**DATA LINES:**

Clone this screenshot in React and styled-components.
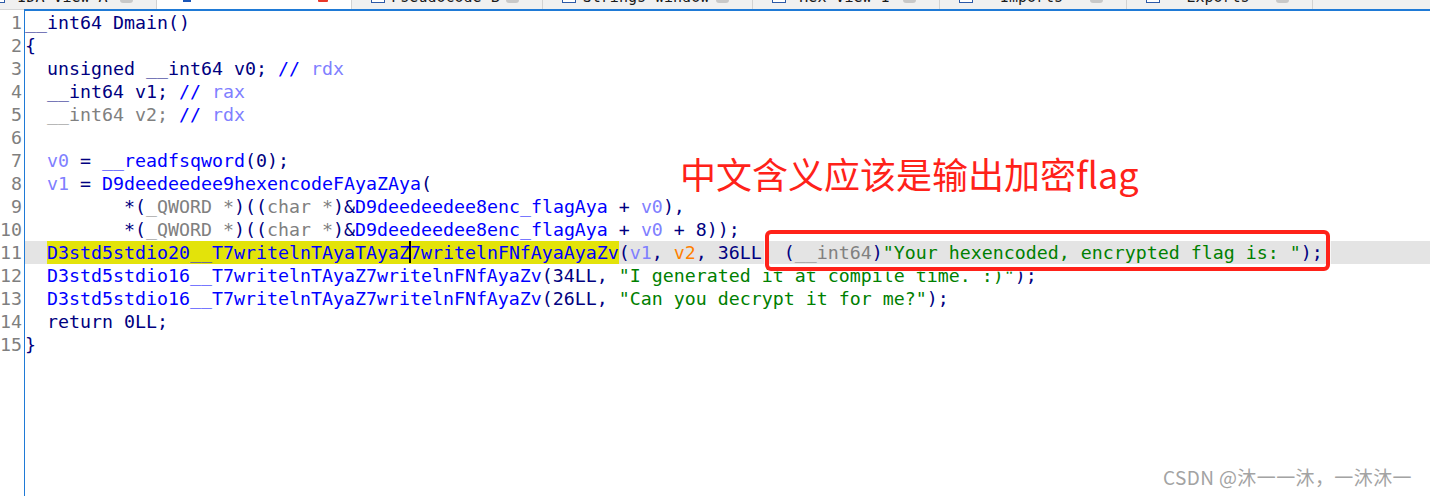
import React from "react";
import styled, { createGlobalStyle } from "styled-components";

const GlobalStyle = createGlobalStyle`
  html, body { margin: 0; padding: 0; background: #ffffff; overflow: hidden; }
  #root { width: 1430px; height: 496px; }
`;

const C = {
  k: "#000080",
  f: "#0000ff",
  v: "#8080ff",
  g: "#808080",
  s: "#008000",
  o: "#ff8000",
};

const Page = styled.div`
  position: relative;
  width: 1430px;
  height: 496px;
  overflow: hidden;
  display: flex;
  flex-direction: column;
  background: #ffffff;
`;

const TabBar = styled.div`
  height: 9px;
  flex: none;
  background: #f0f0f0;
  overflow: hidden;
  display: flex;
  align-items: flex-end;
`;

const TabStrip = styled.div`
  display: flex;
  align-items: flex-end;
  margin-left: -28px;
`;

const Tab = styled.div`
  flex: none;
  width: ${(p) => p.$w}px;
  height: 30px;
  box-sizing: border-box;
  display: flex;
  align-items: flex-end;
  padding: 0 23px ${(p) => (p.$active ? 7 : 6)}px ${(p) => (p.$active ? 26 : 19)}px;
  border-right: 1px solid #d2d2d2;
  background: ${(p) => (p.$active ? "#ffffff" : "#f0f0f0")};
`;

const TabIcon = styled.span`
  flex: none;
  height: 12px;
  box-sizing: border-box;
  border: 1.5px solid ${(p) => (p.$active ? "#1a56b8" : "#2d5aa8")};
  background: ${(p) => (p.$active ? "#1a56b8" : "#ffffff")};
  width: ${(p) => (p.$active ? 8 : 14)}px;
`;

const TabLabel = styled.span`
  flex: 1;
  text-align: center;
  font-family: "DejaVu Sans Mono", monospace;
  font-size: 15px;
  line-height: 15px;
  color: #1a1a1a;
  margin-bottom: -2px;
  white-space: nowrap;
`;

const CloseBtn = styled.span`
  flex: none;
  width: ${(p) => (p.$active ? 10 : 13)}px;
  height: 11px;
  border-radius: ${(p) => (p.$active ? 1 : 3)}px;
  background: ${(p) => (p.$active ? "#e8382a" : "#c8c8c8")};
`;

const Editor = styled.div`
  flex: 1;
  display: flex;
  min-height: 0;
`;

const Gutter = styled.div`
  flex: none;
  width: 24px;
  box-sizing: border-box;
  padding: 1px 2px 0 0;
  border-top: 1px solid #d6d6d6;
  font-family: "DejaVu Sans Mono", monospace;
  font-size: 18.27px;
  line-height: 23px;
  color: #7f7f7f;
  text-align: right;
`;

const LineNo = styled.div`
  height: 23px;
`;

const CodePane = styled.div`
  flex: 1;
  border-left: 1px solid #1f7ad6;
  border-top: 2px solid #1f7ad6;
  font-family: "DejaVu Sans Mono", monospace;
  font-size: 18.27px;
  line-height: 23px;
`;

const CodeLine = styled.div`
  height: 23px;
  white-space: pre;
  color: ${C.k};
  background: ${(p) => (p.$current ? "#e4e4e4" : "transparent")};
`;

const Tok = styled.span`
  color: ${(p) => C[p.$t]};
`;

const Mark = styled.span`
  display: inline-block;
  height: 23px;
  vertical-align: top;
  background: #e3e30a;
`;

const Caret = styled.span`
  display: inline-block;
  width: 0;
  height: 22px;
  vertical-align: top;
  border-left: 2px solid #000000;
  margin-left: -1px;
  margin-right: -1px;
`;

const Annotation = styled.div`
  position: absolute;
  left: 680px;
  top: 155px;
  font-family: "Noto Sans CJK SC", "Noto Sans", sans-serif;
  font-size: 36px;
  line-height: 36px;
  color: #ff2219;
  white-space: nowrap;
`;

const CalloutBox = styled.div`
  position: absolute;
  left: 765px;
  top: 230px;
  width: 565px;
  height: 41px;
  box-sizing: border-box;
  border: 4px solid #ff2219;
  border-radius: 6px;
  box-shadow: 0 0 0 1px rgba(255, 255, 255, 0.7);
`;

const Watermark = styled.div`
  position: absolute;
  left: 1163px;
  top: 466px;
  font-family: "Noto Sans CJK SC", "Noto Sans", sans-serif;
  font-size: 19px;
  letter-spacing: 0.4px;
  line-height: 22px;
  color: #a3a3a3;
  white-space: nowrap;
  text-shadow: 0 0 1px rgba(255, 255, 255, 0.8);
`;

const tabs = [
  { label: "IDA View-A", w: 185 },
  { label: "Pseudocode-A", w: 195, active: true },
  { label: "Pseudocode-B", w: 191 },
  { label: "Strings window", w: 210 },
  { label: "Hex View-1", w: 187 },
  { label: "Imports", w: 187 },
  { label: "Exports", w: 186 },
];

const lines = [
  [["k", "__int64 Dmain()"]],
  [["k", "{"]],
  [["k", "  unsigned __int64 v0; "], ["f", "//"], ["v", " rdx"]],
  [["k", "  __int64 v1; "], ["f", "//"], ["v", " rax"]],
  [["k", "  "], ["g", "__int64 v2;"], ["k", " "], ["f", "//"], ["v", " rdx"]],
  [],
  [["k", "  "], ["v", "v0"], ["k", " = "], ["f", "__readfsqword"], ["k", "(0);"]],
  [["k", "  "], ["v", "v1"], ["k", " = "], ["f", "D9deedeedee9hexencodeFAyaZAya"], ["k", "("]],
  [
    ["k", "         *("], ["g", "_QWORD *"], ["k", ")(("], ["g", "char *"], ["k", ")&"],
    ["f", "D9deedeedee8enc_flagAya"], ["k", " + "], ["v", "v0"], ["k", "),"],
  ],
  [
    ["k", "         *("], ["g", "_QWORD *"], ["k", ")(("], ["g", "char *"], ["k", ")&"],
    ["f", "D9deedeedee8enc_flagAya"], ["k", " + "], ["v", "v0"], ["k", " + 8));"],
  ],
  "current",
  [
    ["k", "  "], ["f", "D3std5stdio16__T7writelnTAyaZ7writelnFNfAyaZv"], ["k", "(34LL, "],
    ["s", "\"I generated it at compile time. :)\""], ["k", ");"],
  ],
  [
    ["k", "  "], ["f", "D3std5stdio16__T7writelnTAyaZ7writelnFNfAyaZv"], ["k", "(26LL, "],
    ["s", "\"Can you decrypt it for me?\""], ["k", ");"],
  ],
  [["k", "  return 0LL;"]],
  [["k", "}"]],
];

function CurrentLine() {
  return (
    <CodeLine $current>
      <Tok $t="k">{"  "}</Tok>
      <Mark>
        <Tok $t="f">D3std5stdio20__T7writelnTAyaTAyaZ</Tok>
        <Caret />
        <Tok $t="f">7writelnFNfAyaAyaZv</Tok>
      </Mark>
      <Tok $t="k">(</Tok>
      <Tok $t="v">v1</Tok>
      <Tok $t="k">, </Tok>
      <Tok $t="o">v2</Tok>
      <Tok $t="k">, 36LL, (</Tok>
      <Tok $t="g">__int64</Tok>
      <Tok $t="k">)</Tok>
      <Tok $t="s">"Your hexencoded, encrypted flag is: "</Tok>
      <Tok $t="k">);</Tok>
    </CodeLine>
  );
}

export default function App() {
  return (
    <Page>
      <GlobalStyle />
      <TabBar>
        <TabStrip>
          {tabs.map((t) => (
            <Tab key={t.label} $w={t.w} $active={t.active}>
              <TabIcon $active={t.active} />
              <TabLabel>{t.active ? "" : t.label}</TabLabel>
              <CloseBtn $active={t.active} />
            </Tab>
          ))}
        </TabStrip>
      </TabBar>
      <Editor>
        <Gutter>
          {lines.map((_, i) => (
            <LineNo key={i}>{i + 1}</LineNo>
          ))}
        </Gutter>
        <CodePane>
          {lines.map((l, i) =>
            l === "current" ? (
              <CurrentLine key={i} />
            ) : (
              <CodeLine key={i}>
                {l.map(([t, s], j) => (
                  <Tok key={j} $t={t}>
                    {s}
                  </Tok>
                ))}
              </CodeLine>
            )
          )}
        </CodePane>
      </Editor>
      <Annotation>中文含义应该是输出加密flag</Annotation>
      <CalloutBox />
      <Watermark>CSDN @沐一一沐，一沐沐一</Watermark>
    </Page>
  );
}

**REQUIREMENTS:** Each line in the data that holds the string "React" should be found and copied.

**SOLUTION FOR THIS EXERCISE:**
Clone this screenshot in React and styled-components.
import React from "react";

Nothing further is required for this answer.